SUPPLIED DATA:
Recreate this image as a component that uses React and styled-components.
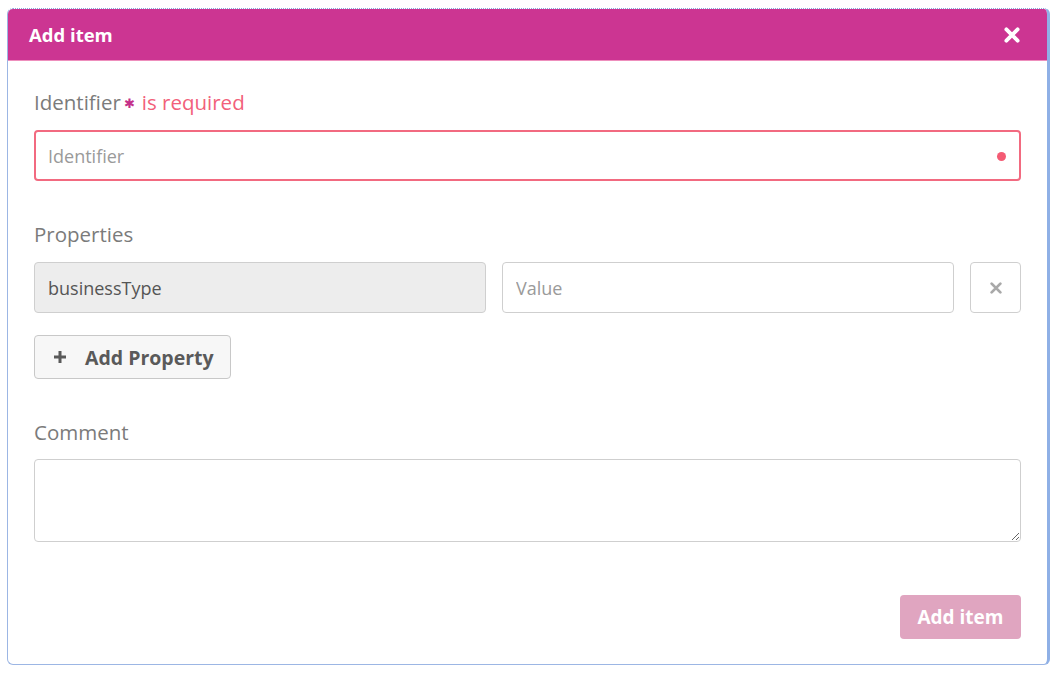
import React from "react";
import styled, { createGlobalStyle } from "styled-components";

const Global = createGlobalStyle`
  html, body { margin: 0; padding: 0; background: #ffffff; }
  body { font-family: "Open Sans", "Noto Sans", sans-serif; }
  * { box-sizing: border-box; }
`;

const Page = styled.div`
  padding: 8px 6px 11px 7px;
  width: 1056px;
`;

const Modal = styled.div`
  border: 1px solid #9cb6e4;
  border-top: 1px dotted #8aa6de;
  border-right: 3px solid #8fb0e6;
  border-radius: 6px;
  overflow: hidden;
  background: #fff;
  height: 657px;
  display: flex;
  flex-direction: column;
`;

const Header = styled.div`
  height: 52px;
  background: #cc3592;
  border-bottom: 1px solid #ee8fbd;
  display: flex;
  align-items: center;
  justify-content: space-between;
  padding: 0 26px 0 21px;
  color: #fff;
`;

const Title = styled.h4`
  margin: 0;
  font-size: 18.5px;
  font-weight: 700;
`;

const Close = styled.button`
  border: 0;
  background: none;
  padding: 0;
  color: #fff;
  display: flex;
  cursor: pointer;
`;

const Body = styled.div`
  flex: 1;
  padding: 28px 26px 0 26px;
  display: flex;
  flex-direction: column;
`;

const Label = styled.label`
  display: flex;
  align-items: center;
  font-size: 20.5px;
  color: #7b7b7b;
  height: 26px;
  margin-bottom: ${(p) => p.$mb || 15}px;
`;

const Star = styled.span`
  color: #c4318a;
  font-size: 13px;
  margin: 0 7px 0 3px;
  position: relative;
  top: 1px;
`;

const Err = styled.span`
  color: #f2607a;
`;

const InputWrap = styled.div`
  position: relative;
  flex: ${(p) => p.$flex || "none"};
`;

const Input = styled.input`
  width: 100%;
  height: 51px;
  border: ${(p) => (p.$error ? "2px solid #f26a80" : "1px solid #cfcfcf")};
  border-radius: 4px;
  padding: 0 ${(p) => (p.$error ? 12 : 13)}px;
  font-family: inherit;
  font-size: 18px;
  color: #555;
  background: ${(p) => (p.readOnly ? "#ededed" : "#fff")};
  outline: none;
  &::placeholder { color: #9a9a9a; }
`;

const Dot = styled.span`
  position: absolute;
  right: 15px;
  top: 50%;
  width: 9px;
  height: 9px;
  margin-top: -4px;
  border-radius: 50%;
  background: #f45b74;
`;

const Row = styled.div`
  display: flex;
  gap: 16px;
  margin-bottom: 22px;
`;

const IconBtn = styled.button`
  width: 51px;
  height: 51px;
  flex: none;
  border: 1px solid #cfcfcf;
  border-radius: 4px;
  background: #fff;
  display: flex;
  align-items: center;
  justify-content: center;
  color: #a9a9a9;
  padding: 0;
`;

const Button = styled.button`
  height: 44px;
  border: 1px solid #c8c8c8;
  border-radius: 4px;
  background: #f7f7f7;
  display: inline-flex;
  align-items: center;
  gap: 18px;
  padding: 0 16px 0 18px;
  font-family: inherit;
  font-size: 19.5px;
  font-weight: 700;
  color: #5a5a5a;
  align-self: flex-start;
`;

const Spacer = styled.div`
  height: ${(p) => p.$h}px;
  flex: none;
`;

const TextArea = styled.textarea`
  width: 100%;
  height: 83px;
  border: 1px solid #cfcfcf;
  border-radius: 4px;
  font-family: inherit;
  font-size: 18px;
  padding: 8px 13px;
  display: block;
`;

const Footer = styled.div`
  display: flex;
  justify-content: flex-end;
  margin-top: 53px;
`;

const Primary = styled.button`
  width: 121px;
  height: 44px;
  border: 0;
  border-radius: 4px;
  background: #e0a5c0;
  color: #fff;
  font-family: inherit;
  font-size: 19px;
  font-weight: 700;
  padding: 0;
`;

const X = ({ size, w }) => (
  <svg width={size} height={size} viewBox="0 0 16 16">
    <path d="M3 3 L13 13 M13 3 L3 13" stroke="currentColor" strokeWidth={w} strokeLinecap="round" />
  </svg>
);

const Plus = () => (
  <svg width="14" height="14" viewBox="0 0 14 14">
    <path d="M7 1 V13 M1 7 H13" stroke="#5a5a5a" strokeWidth="3" />
  </svg>
);

export default function App() {
  return (
    <>
      <Global />
      <Page>
        <Modal>
          <Header>
            <Title>Add item</Title>
            <Close aria-label="close">
              <X size={18} w={3.4} />
            </Close>
          </Header>
          <Body>
            <Label $mb={15}>
              Identifier<Star>✱</Star>
              <Err>is required</Err>
            </Label>
            <InputWrap>
              <Input $error placeholder="Identifier" />
              <Dot />
            </InputWrap>
            <Spacer $h={40} />
            <Label $mb={15}>Properties</Label>
            <Row>
              <InputWrap $flex="1">
                <Input readOnly value="businessType" />
              </InputWrap>
              <InputWrap $flex="1">
                <Input placeholder="Value" />
              </InputWrap>
              <IconBtn aria-label="remove">
                <X size={14} w={3.2} />
              </IconBtn>
            </Row>
            <Button>
              <Plus />
              Add Property
            </Button>
            <Spacer $h={40} />
            <Label $mb={14}>Comment</Label>
            <TextArea />
            <Footer>
              <Primary disabled>Add item</Primary>
            </Footer>
          </Body>
        </Modal>
      </Page>
    </>
  );
}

WORK REQUIRED: Copy the whole listing above word for word but do not carry over the pictures.

REPLY:
Recreate this image as a component that uses React and styled-components.
import React from "react";
import styled, { createGlobalStyle } from "styled-components";

const Global = createGlobalStyle`
  html, body { margin: 0; padding: 0; background: #ffffff; }
  body { font-family: "Open Sans", "Noto Sans", sans-serif; }
  * { box-sizing: border-box; }
`;

const Page = styled.div`
  padding: 8px 6px 11px 7px;
  width: 1056px;
`;

const Modal = styled.div`
  border: 1px solid #9cb6e4;
  border-top: 1px dotted #8aa6de;
  border-right: 3px solid #8fb0e6;
  border-radius: 6px;
  overflow: hidden;
  background: #fff;
  height: 657px;
  display: flex;
  flex-direction: column;
`;

const Header = styled.div`
  height: 52px;
  background: #cc3592;
  border-bottom: 1px solid #ee8fbd;
  display: flex;
  align-items: center;
  justify-content: space-between;
  padding: 0 26px 0 21px;
  color: #fff;
`;

const Title = styled.h4`
  margin: 0;
  font-size: 18.5px;
  font-weight: 700;
`;

const Close = styled.button`
  border: 0;
  background: none;
  padding: 0;
  color: #fff;
  display: flex;
  cursor: pointer;
`;

const Body = styled.div`
  flex: 1;
  padding: 28px 26px 0 26px;
  display: flex;
  flex-direction: column;
`;

const Label = styled.label`
  display: flex;
  align-items: center;
  font-size: 20.5px;
  color: #7b7b7b;
  height: 26px;
  margin-bottom: ${(p) => p.$mb || 15}px;
`;

const Star = styled.span`
  color: #c4318a;
  font-size: 13px;
  margin: 0 7px 0 3px;
  position: relative;
  top: 1px;
`;

const Err = styled.span`
  color: #f2607a;
`;

const InputWrap = styled.div`
  position: relative;
  flex: ${(p) => p.$flex || "none"};
`;

const Input = styled.input`
  width: 100%;
  height: 51px;
  border: ${(p) => (p.$error ? "2px solid #f26a80" : "1px solid #cfcfcf")};
  border-radius: 4px;
  padding: 0 ${(p) => (p.$error ? 12 : 13)}px;
  font-family: inherit;
  font-size: 18px;
  color: #555;
  background: ${(p) => (p.readOnly ? "#ededed" : "#fff")};
  outline: none;
  &::placeholder { color: #9a9a9a; }
`;

const Dot = styled.span`
  position: absolute;
  right: 15px;
  top: 50%;
  width: 9px;
  height: 9px;
  margin-top: -4px;
  border-radius: 50%;
  background: #f45b74;
`;

const Row = styled.div`
  display: flex;
  gap: 16px;
  margin-bottom: 22px;
`;

const IconBtn = styled.button`
  width: 51px;
  height: 51px;
  flex: none;
  border: 1px solid #cfcfcf;
  border-radius: 4px;
  background: #fff;
  display: flex;
  align-items: center;
  justify-content: center;
  color: #a9a9a9;
  padding: 0;
`;

const Button = styled.button`
  height: 44px;
  border: 1px solid #c8c8c8;
  border-radius: 4px;
  background: #f7f7f7;
  display: inline-flex;
  align-items: center;
  gap: 18px;
  padding: 0 16px 0 18px;
  font-family: inherit;
  font-size: 19.5px;
  font-weight: 700;
  color: #5a5a5a;
  align-self: flex-start;
`;

const Spacer = styled.div`
  height: ${(p) => p.$h}px;
  flex: none;
`;

const TextArea = styled.textarea`
  width: 100%;
  height: 83px;
  border: 1px solid #cfcfcf;
  border-radius: 4px;
  font-family: inherit;
  font-size: 18px;
  padding: 8px 13px;
  display: block;
`;

const Footer = styled.div`
  display: flex;
  justify-content: flex-end;
  margin-top: 53px;
`;

const Primary = styled.button`
  width: 121px;
  height: 44px;
  border: 0;
  border-radius: 4px;
  background: #e0a5c0;
  color: #fff;
  font-family: inherit;
  font-size: 19px;
  font-weight: 700;
  padding: 0;
`;

const X = ({ size, w }) => (
  <svg width={size} height={size} viewBox="0 0 16 16">
    <path d="M3 3 L13 13 M13 3 L3 13" stroke="currentColor" strokeWidth={w} strokeLinecap="round" />
  </svg>
);

const Plus = () => (
  <svg width="14" height="14" viewBox="0 0 14 14">
    <path d="M7 1 V13 M1 7 H13" stroke="#5a5a5a" strokeWidth="3" />
  </svg>
);

export default function App() {
  return (
    <>
      <Global />
      <Page>
        <Modal>
          <Header>
            <Title>Add item</Title>
            <Close aria-label="close">
              <X size={18} w={3.4} />
            </Close>
          </Header>
          <Body>
            <Label $mb={15}>
              Identifier<Star>✱</Star>
              <Err>is required</Err>
            </Label>
            <InputWrap>
              <Input $error placeholder="Identifier" />
              <Dot />
            </InputWrap>
            <Spacer $h={40} />
            <Label $mb={15}>Properties</Label>
            <Row>
              <InputWrap $flex="1">
                <Input readOnly value="businessType" />
              </InputWrap>
              <InputWrap $flex="1">
                <Input placeholder="Value" />
              </InputWrap>
              <IconBtn aria-label="remove">
                <X size={14} w={3.2} />
              </IconBtn>
            </Row>
            <Button>
              <Plus />
              Add Property
            </Button>
            <Spacer $h={40} />
            <Label $mb={14}>Comment</Label>
            <TextArea />
            <Footer>
              <Primary disabled>Add item</Primary>
            </Footer>
          </Body>
        </Modal>
      </Page>
    </>
  );
}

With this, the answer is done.